Spirits of the Air, Gremlins of the Clouds is a 1989 Australian independent post-apocalyptic sci-fi adventure film directed, produced and written by Alex Proyas, which was marking its first feature debut. Set in a post-apocalyptic world in which two siblings live in a homestead whose silence gets interrupted by a fugitive named Smith. Starring Michael Lake, Rhys Davis and Norman Boyd, the film was shot on location near Broken Hill, New South Wales and at Supreme Studios Sydney and was made with a budget of $500,000.
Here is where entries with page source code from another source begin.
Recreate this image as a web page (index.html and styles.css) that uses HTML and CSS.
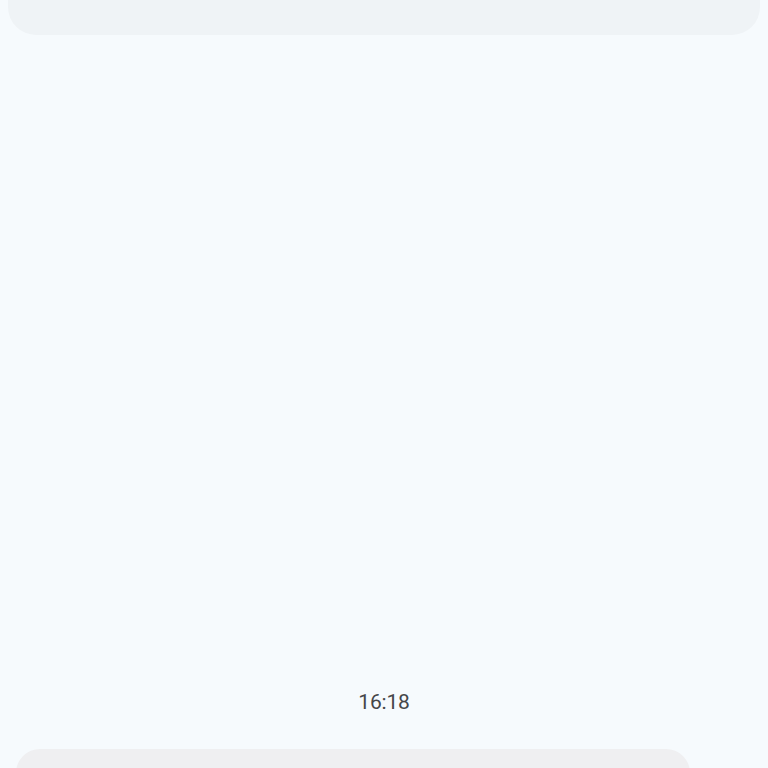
FILE: index.html
```html
<!DOCTYPE html>
<html>
<head>
<meta charset="utf-8">
<link rel="stylesheet" href="styles.css">
</head>
<body>
<div class="page">
  <div class="top-card"></div>
  <div class="spacer"></div>
  <div class="time">16:18</div>
  <div class="bubble-row">
    <div class="bubble"></div>
  </div>
</div>
</body>
</html>
```

FILE: styles.css
```css
html, body {
  margin: 0;
  padding: 0;
  height: 100%;
  background: #f6fafd;
  font-family: Roboto, "Open Sans", "Liberation Sans", sans-serif;
}
.page {
  display: flex;
  flex-direction: column;
  height: 768px;
  overflow: hidden;
}
.top-card {
  margin: -40px 8px 0 8px;
  height: 75px;
  background: #eff3f6;
  border-radius: 0 0 28px 28px;
  flex: none;
}
.spacer {
  flex: 1;
}
.time {
  text-align: center;
  font-size: 21px;
  color: #454649;
  line-height: 26px;
  margin-bottom: 34px;
  letter-spacing: -0.2px;
}
.bubble-row {
  padding: 0 78px 0 16px;
  flex: none;
}
.bubble {
  height: 40px;
  margin-bottom: -21px;
  background: #efeff1;
  border-radius: 24px 24px 0 0;
}
```
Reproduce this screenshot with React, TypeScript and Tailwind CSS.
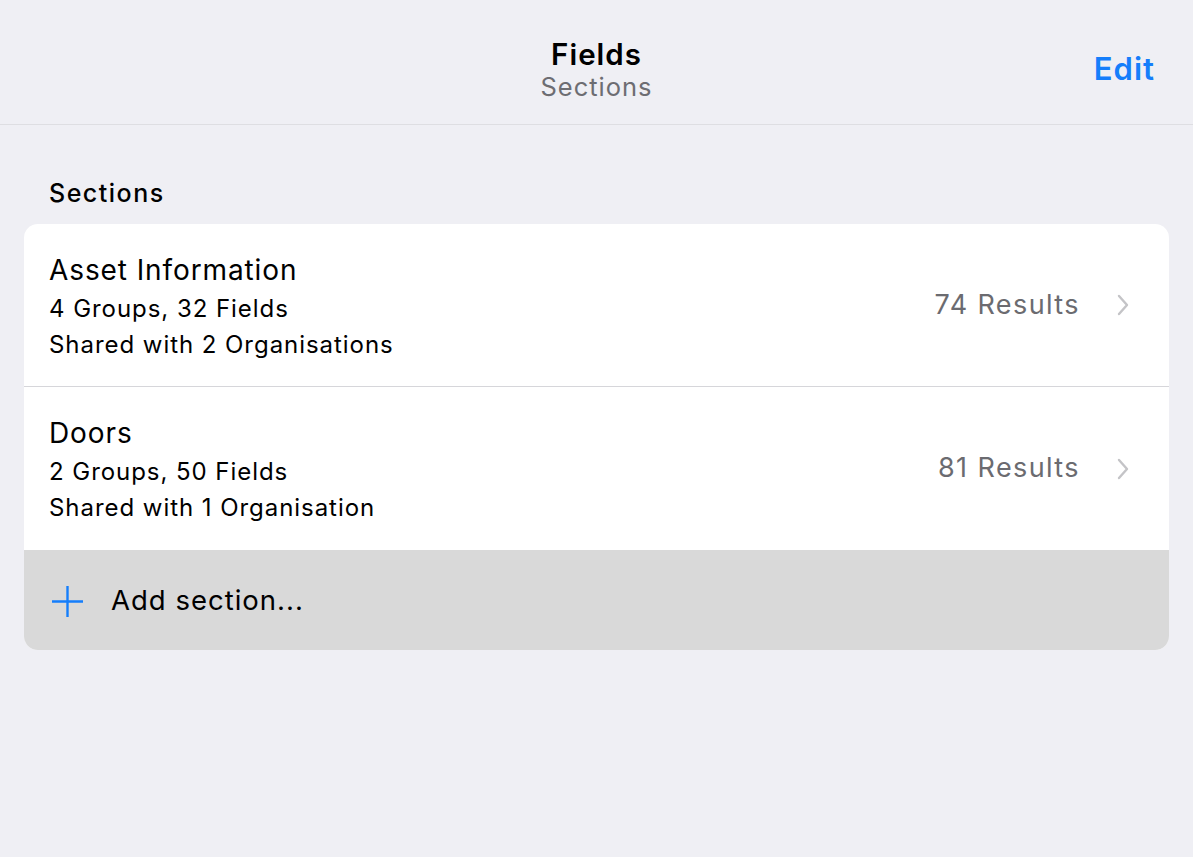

Upon release, the film received mixed reviews. It is unknown how much the film grossed at the box office yet it commenced Proyas' status in filmmaking.

Premise
Siblings Felix and Betty Crabtree live alone in a homestead on a treeless desert plain. Their solitary lives are interrupted by a fugitive with a mysterious past, who gives the name "Smith". Smith is fleeing to the north, a trio of sinister figures in pursuit. Felix, who is a wheelchair user, tells Smith that the route to the north is blocked by an impassable wall of cliffs, and convinces him that the only way he can travel beyond them is to fly. Smith, at first sceptical, is eventually convinced that his only means of escape lies with Felix's plan to build a "flying machine". Meanwhile, the religiously addled Betty is convinced that Smith is a demon from hell, and makes her own plans to get rid of him.

Cast
 Michael Lake as Felix Crabtree
 Rhys Davis (Melissa Davis) as Betty Crabtree
 Norman Boyd (The Norm) as Smith

Reception
Film critic David Stratton praised the film as having a "special vision," with brilliant production design, but while furthermore opined that "the film frustrates because of its lethargy and stiltedness".

Rolling Stone magazine called the soundtrack recording "an album of stunning instrumental beauty and exquisite soundscapes" and awarded it 4 stars.

Re-release
In June 2018, director Alex Proyas released a trailer on his YouTube channel for a re-release of the movie, remastered from original 16mm negative and featuring a restored soundtrack from the original Dolby Stereo mixes. The movie was re-released internationally in September 2018 on Blu-ray and DVD by Umbrella Entertainment. Composer Peter Miller's original soundtrack was also re-released as a 30th anniversary edition.

Accolades

References

External links
 
 
Spirits of the Air, Gremlins of the Clouds at Oz Movies
Spirits Image & Trivia Archive Archive of selected behind-the-scenes and production images, and other information.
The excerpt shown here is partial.